• [Data provided]:
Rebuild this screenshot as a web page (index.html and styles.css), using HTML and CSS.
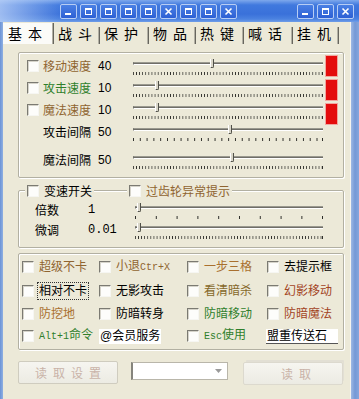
FILE: index.html
```html
<!DOCTYPE html>
<html>
<head>
<meta charset="utf-8">
<link rel="stylesheet" href="styles.css">
</head>
<body>
<div class="window">
  <div class="titlebar">
    <div class="tb-group">
      <span class="tbtn"><svg width="9" height="9" viewBox="0 0 9 9"><rect x="1" y="6" width="6" height="2" fill="#fff"/></svg></span>
      <span class="tbtn"><svg width="9" height="9" viewBox="0 0 9 9"><rect x="1.5" y="1.5" width="6" height="6" fill="none" stroke="#fff" stroke-width="1"/><rect x="1" y="1" width="7" height="2" fill="#fff"/></svg></span>
      <span class="tbtn"><svg width="9" height="9" viewBox="0 0 9 9"><rect x="1.5" y="1.5" width="6" height="6" fill="none" stroke="#fff" stroke-width="1"/><rect x="1" y="1" width="7" height="2" fill="#fff"/></svg></span>
      <span class="tbtn"><svg width="9" height="9" viewBox="0 0 9 9"><rect x="1.5" y="1.5" width="6" height="6" fill="none" stroke="#fff" stroke-width="1"/><rect x="1" y="1" width="7" height="2" fill="#fff"/></svg></span>
      <span class="tbtn"><svg width="9" height="9" viewBox="0 0 9 9"><rect x="1.5" y="1.5" width="6" height="6" fill="none" stroke="#fff" stroke-width="1"/><rect x="1" y="1" width="7" height="2" fill="#fff"/></svg></span>
      <span class="tbtn"><svg width="9" height="9" viewBox="0 0 9 9"><path d="M1.5 1.5 L7.5 7.5 M7.5 1.5 L1.5 7.5" stroke="#fff" stroke-width="1.6"/></svg></span>
      <span class="tbtn"><svg width="9" height="9" viewBox="0 0 9 9"><rect x="1.5" y="1.5" width="6" height="6" fill="none" stroke="#fff" stroke-width="1"/><rect x="1" y="1" width="7" height="2" fill="#fff"/></svg></span>
      <span class="tbtn"><svg width="9" height="9" viewBox="0 0 9 9"><rect x="1.5" y="1.5" width="6" height="6" fill="none" stroke="#fff" stroke-width="1"/><rect x="1" y="1" width="7" height="2" fill="#fff"/></svg></span>
      <span class="tbtn"><svg width="9" height="9" viewBox="0 0 9 9"><path d="M1.5 1.5 L7.5 7.5 M7.5 1.5 L1.5 7.5" stroke="#fff" stroke-width="1.6"/></svg></span>
    </div>
    <div class="tb-group tb-right">
      <span class="tbtn"><svg width="9" height="9" viewBox="0 0 9 9"><rect x="1" y="6" width="6" height="2" fill="#fff"/></svg></span>
      <span class="tbtn"><svg width="9" height="9" viewBox="0 0 9 9"><rect x="1.5" y="1.5" width="6" height="6" fill="none" stroke="#fff" stroke-width="1"/><rect x="1" y="1" width="7" height="2" fill="#fff"/></svg></span>
      <span class="tbtn"><svg width="9" height="9" viewBox="0 0 9 9"><path d="M1.5 1.5 L7.5 7.5 M7.5 1.5 L1.5 7.5" stroke="#fff" stroke-width="1.6"/></svg></span>
    </div>
  </div>
  <div class="body">
    <div class="lband"></div>
    <div class="main">
      <div class="tabs">
        <span class="tab sel w1">基本</span>
        <span class="tab w2">战斗</span>
        <span class="tab w3">保护</span>
        <span class="tab w4">物品</span>
        <span class="tab w5">热键</span>
        <span class="tab w6">喊话</span>
        <span class="tab w7">挂机</span>
      </div>
      <div class="page">
        <div class="group g1">
          <div class="rows">
            <div class="srow">
              <span class="cbslot"><span class="cb"></span></span>
              <span class="lbl brown">移动速度</span>
              <span class="val">40</span>
              <div class="slider"><div class="track"></div><div class="ticks dense"></div><span class="thumb" style="left:77px"></span></div>
            </div>
            <div class="srow">
              <span class="cbslot"><span class="cb"></span></span>
              <span class="lbl green">攻击速度</span>
              <span class="val">10</span>
              <div class="slider"><div class="track"></div><div class="ticks dense"></div><span class="thumb" style="left:22px"></span></div>
            </div>
            <div class="srow">
              <span class="cbslot"><span class="cb"></span></span>
              <span class="lbl brown">魔法速度</span>
              <span class="val">10</span>
              <div class="slider"><div class="track"></div><div class="ticks dense"></div><span class="thumb" style="left:22px"></span></div>
            </div>
            <div class="srow">
              <span class="cbslot"></span>
              <span class="lbl">攻击间隔</span>
              <span class="val">50</span>
              <div class="slider"><div class="track"></div><div class="ticks medium"></div><span class="thumb" style="left:95px"></span></div>
            </div>
            <div class="srow row5">
              <span class="cbslot"></span>
              <span class="lbl">魔法间隔</span>
              <span class="val">50</span>
              <div class="slider"><div class="track"></div><div class="ticks dense"></div><span class="thumb" style="left:97px"></span></div>
            </div>
          </div>
          <div class="leds">
            <span class="led"></span>
            <span class="led"></span>
            <span class="led"></span>
          </div>
        </div>

        <div class="group g2">
          <div class="legend">
            <span class="lg lg1"><span class="cb"></span><span>变速开关</span></span>
            <span class="lg lg2"><span class="cb"></span><span class="brown">过齿轮异常提示</span></span>
          </div>
          <div class="srow2">
            <span class="lbl2">倍数</span>
            <span class="val2 mono">1</span>
            <div class="slider s2"><div class="track"></div><div class="ticks sparse"></div><span class="thumb" style="left:2px"></span></div>
          </div>
          <div class="srow2">
            <span class="lbl2">微调</span>
            <span class="val2 mono">0.01</span>
            <div class="slider s2"><div class="track"></div><div class="ticks dense"></div><span class="thumb" style="left:2px"></span></div>
          </div>
        </div>

        <div class="group g3">
          <div class="opt"><span class="cb"></span><span class="brown">超级不卡</span></div>
          <div class="opt"><span class="cb"></span><span class="brown">小退<span class="mono10">Ctr+X</span></span></div>
          <div class="opt"><span class="cb"></span><span class="orange">一步三格</span></div>
          <div class="opt"><span class="cb"></span><span>去提示框</span></div>

          <div class="opt"><span class="cb"></span><span class="focus">相对不卡</span></div>
          <div class="opt"><span class="cb"></span><span>无影攻击</span></div>
          <div class="opt"><span class="cb"></span><span class="olive">看清暗杀</span></div>
          <div class="opt"><span class="cb"></span><span class="red">幻影移动</span></div>

          <div class="opt"><span class="cb"></span><span class="orange">防挖地</span></div>
          <div class="opt"><span class="cb"></span><span>防暗转身</span></div>
          <div class="opt"><span class="cb"></span><span class="green">防暗移动</span></div>
          <div class="opt"><span class="cb"></span><span class="red">防暗魔法</span></div>

          <div class="opt"><span class="cb"></span><span class="green"><span class="mono10">Alt+1</span>命令</span></div>
          <div class="opt"><span class="field f1">@会员服务</span></div>
          <div class="opt"><span class="cb"></span><span class="green"><span class="mono10">Esc</span>使用</span></div>
          <div class="opt"><span class="field f2">盟重传送石</span></div>
        </div>

        <div class="bottom">
          <span class="btn b1">读取设置</span>
          <span class="combo"><svg width="7" height="4" viewBox="0 0 7 4"><path d="M0 0 H7 L3.5 4 Z" fill="#9a9a9a"/></svg></span>
          <span class="btn b2">读取</span>
        </div>
      </div>
    </div>
    <div class="rband"></div>
  </div>
</div>
</body>
</html>
```

FILE: styles.css
```css
html, body {
  margin: 0;
  padding: 0;
}
body {
  width: 359px;
  height: 399px;
  overflow: hidden;
  background: #ECE9D8;
  font-family: "Liberation Sans", "Noto Sans CJK SC", sans-serif;
  font-size: 12px;
  line-height: 14px;
  color: #000;
}
.window {
  display: flex;
  flex-direction: column;
  height: 399px;
}

/* title bar */
.titlebar {
  flex: none;
  height: 22px;
  box-sizing: border-box;
  padding: 4px 5px 0 60px;
  display: flex;
  align-items: flex-start;
  background:
    linear-gradient(to right, rgba(190, 212, 248, 0.75) 0, rgba(190, 212, 248, 0) 62px),
    linear-gradient(to bottom, #7ea8ec 0, #4079de 5px, #3a71da 14px, #4b82e0 19px, #6f9de8 22px);
}
.tb-group {
  display: flex;
  gap: 3px;
}
.tb-right {
  margin-left: auto;
}
.tbtn {
  width: 17px;
  height: 15px;
  box-sizing: border-box;
  border: 1px solid #b7cdf4;
  border-radius: 2px;
  background: linear-gradient(to bottom, #4a80e4, #2d60d4);
  display: flex;
  align-items: center;
  justify-content: center;
}

/* body frame */
.body {
  flex: 1;
  display: flex;
  min-height: 0;
}
.lband {
  width: 3px;
  flex: none;
  background: linear-gradient(to right, #6b93d6, #8fb0e2);
}
.rband {
  width: 9px;
  flex: none;
  background: linear-gradient(to right, #f4f3ee 0, #f4f3ee 1px, #9db8e4 1px, #7498d6 5px, #86a6dc 9px);
}
.main {
  width: 347px;
  flex: none;
  display: flex;
  flex-direction: column;
}

/* tabs */
.tabs {
  flex: none;
  height: 22px;
  display: flex;
  align-items: flex-start;
}
.tab {
  margin-top: 5px;
  height: 17px;
  box-sizing: border-box;
  border-right: 1px solid #67665e;
  box-shadow: inset -1px 0 0 #b2b0a4;
  padding-left: 4px;
  font-family: "Noto Sans CJK SC", sans-serif;
  font-size: 14px;
  line-height: 12px;
  letter-spacing: 6px;
  white-space: nowrap;
  color: #000;
}
.tab.sel {
  margin-top: 1px;
  height: 21px;
  padding-top: 4px;
  padding-left: 5px;
  background: #fbfbf8;
}
.w1 { width: 51px; }
.w2 { width: 46px; }
.w3 { width: 49px; }
.w4 { width: 47px; }
.w5 { width: 48px; }
.w6 { width: 49px; }
.w7 { width: 46px; }

/* page */
.page {
  flex: 1;
  display: flex;
  flex-direction: column;
  padding-left: 15px;
}
.group {
  box-sizing: border-box;
  width: 326px;
  border: 1px solid #b2b0a2;
  box-shadow: inset 1px 1px 0 #fff, 1px 1px 0 #fff;
  border-radius: 2px;
}

/* group 1 */
.g1 {
  margin-top: 8px;
  height: 126px;
  display: flex;
  align-items: flex-start;
  padding: 2px 0 0 8px;
}
.rows {
  display: flex;
  flex-direction: column;
}
.srow {
  height: 22px;
  display: flex;
  align-items: center;
}
.row5 {
  margin-top: 6px;
}
.cbslot {
  width: 16px;
  flex: none;
  display: flex;
  align-items: center;
}
.lbl {
  width: 55px;
  flex: none;
  font-family: "Noto Sans CJK SC", sans-serif;
}
.val {
  width: 35px;
  flex: none;
}
.leds {
  margin: 1px 0 0 3px;
  display: flex;
  flex-direction: column;
  gap: 4px;
}
.led {
  width: 11px;
  height: 20px;
  background: #e40c0c;
  box-shadow: 0 0 0 1px #f0a6a0;
}

/* checkbox */
.cb {
  flex: none;
  width: 12px;
  height: 12px;
  box-sizing: border-box;
  border: 1px solid;
  border-color: #7b7a72 #f6f6f2 #f6f6f2 #7b7a72;
  box-shadow: inset 1px 1px 0 #d6d4ca;
  background: #fdfdfb;
}

/* slider */
.slider {
  position: relative;
  flex: none;
  width: 190px;
  height: 20px;
}
.slider.s2 {
  width: 188px;
}
.track {
  margin-top: 6px;
  height: 1px;
  background: #6f6e68;
  border-top: 1px solid #9a998f;
  border-bottom: 1px solid #fff;
  border-left: 1px solid #6f6e68;
}
.ticks {
  margin-top: 7px;
  height: 3px;
  background-repeat: repeat-x;
  background-image: linear-gradient(to right, #2e2e2a 1px, transparent 1px);
  border-right: 1px solid #2e2e2a;
}
.ticks.dense { background-size: 3.1px 100%; }
.ticks.medium { background-size: 6.8px 100%; }
.ticks.sparse { background-size: 20.8px 100%; }
.thumb {
  position: absolute;
  top: 3px;
  width: 2px;
  height: 8px;
  border-left: 1px solid #fff;
  border-right: 1px solid #505048;
  border-bottom: 1px solid #505048;
  background: #d8d5c8;
  border-bottom-right-radius: 2px;
}

/* group 2 */
.g2 {
  margin-top: 12px;
  height: 58px;
  padding-left: 16px;
}
.legend {
  margin: -7px 0 0 -16px;
  height: 13px;
  display: flex;
  align-items: center;
}
.lg {
  display: flex;
  align-items: center;
  gap: 5px;
  padding: 0 2px;
  background: #ECE9D8;
  font-family: "Noto Sans CJK SC", sans-serif;
}
.lg1 {
  margin-left: 6px;
}
.lg2 {
  margin-left: 33px;
}
.srow2 {
  height: 20px;
  display: flex;
  align-items: center;
}
.legend + .srow2 {
  margin-top: 3px;
}
.lbl2 {
  width: 53px;
  flex: none;
  font-family: "Noto Sans CJK SC", sans-serif;
}
.val2 {
  width: 47px;
  flex: none;
}
.mono {
  font-family: "Liberation Mono", monospace;
  font-size: 12px;
}
.mono10 {
  font-family: "Liberation Mono", monospace;
  font-size: 10px;
}

/* group 3 */
.g3 {
  margin-top: 5px;
  height: 97px;
  padding: 1px 0 0 3px;
  display: grid;
  grid-template-columns: 77px 88px 80px 1fr;
  grid-template-rows: 24px 24px 21px 24px;
  align-items: center;
}
.opt {
  display: flex;
  align-items: center;
  gap: 5px;
  white-space: nowrap;
  font-family: "Liberation Sans", "Noto Sans CJK SC", sans-serif;
}
.focus {
  outline: 1px dotted #333;
  outline-offset: 1px;
}
.field {
  height: 15px;
  background: #fff;
  line-height: 15px;
  padding-left: 1px;
  box-sizing: border-box;
}
.f1 {
  width: 62px;
}
.f2 {
  width: 72px;
  margin-left: -1px;
  border-bottom: 1px solid #555;
}

/* colours */
.brown { color: #8f6430; }
.green { color: #2f7f2c; }
.orange { color: #a9702f; }
.olive { color: #86682a; }
.red { color: #a3441f; }

/* bottom */
.bottom {
  margin-top: 11px;
  display: flex;
  align-items: flex-start;
}
.btn {
  box-sizing: border-box;
  width: 100px;
  height: 23px;
  border: 1px solid #cfccbf;
  border-radius: 2px;
  background: linear-gradient(to bottom, #f6f5f0, #ecebe3);
  color: #c9b3a8;
  font-family: "Noto Sans CJK SC", sans-serif;
  font-size: 12px;
  line-height: 21px;
  letter-spacing: 6px;
  display: flex;
  justify-content: center;
  padding-left: 6px;
}
.b2 {
  margin-top: 1px;
  margin-left: 15px;
  border-color: #dcd9ce;
  padding-left: 12px;
  box-shadow: 2px -3px 0 -1px #e2dfd4;
}
.combo {
  box-sizing: border-box;
  margin: 1px 0 0 13px;
  width: 97px;
  height: 18px;
  background: #fff;
  border: 1px solid #b9b6aa;
  border-left: 2px solid #85847c;
  display: flex;
  align-items: center;
  justify-content: flex-end;
  padding-right: 5px;
}
```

• [Written instruction]: Only lines with the word "index" should be collected from the material.

• [Solution for this problem]:
Rebuild this screenshot as a web page (index.html and styles.css), using HTML and CSS.
FILE: index.html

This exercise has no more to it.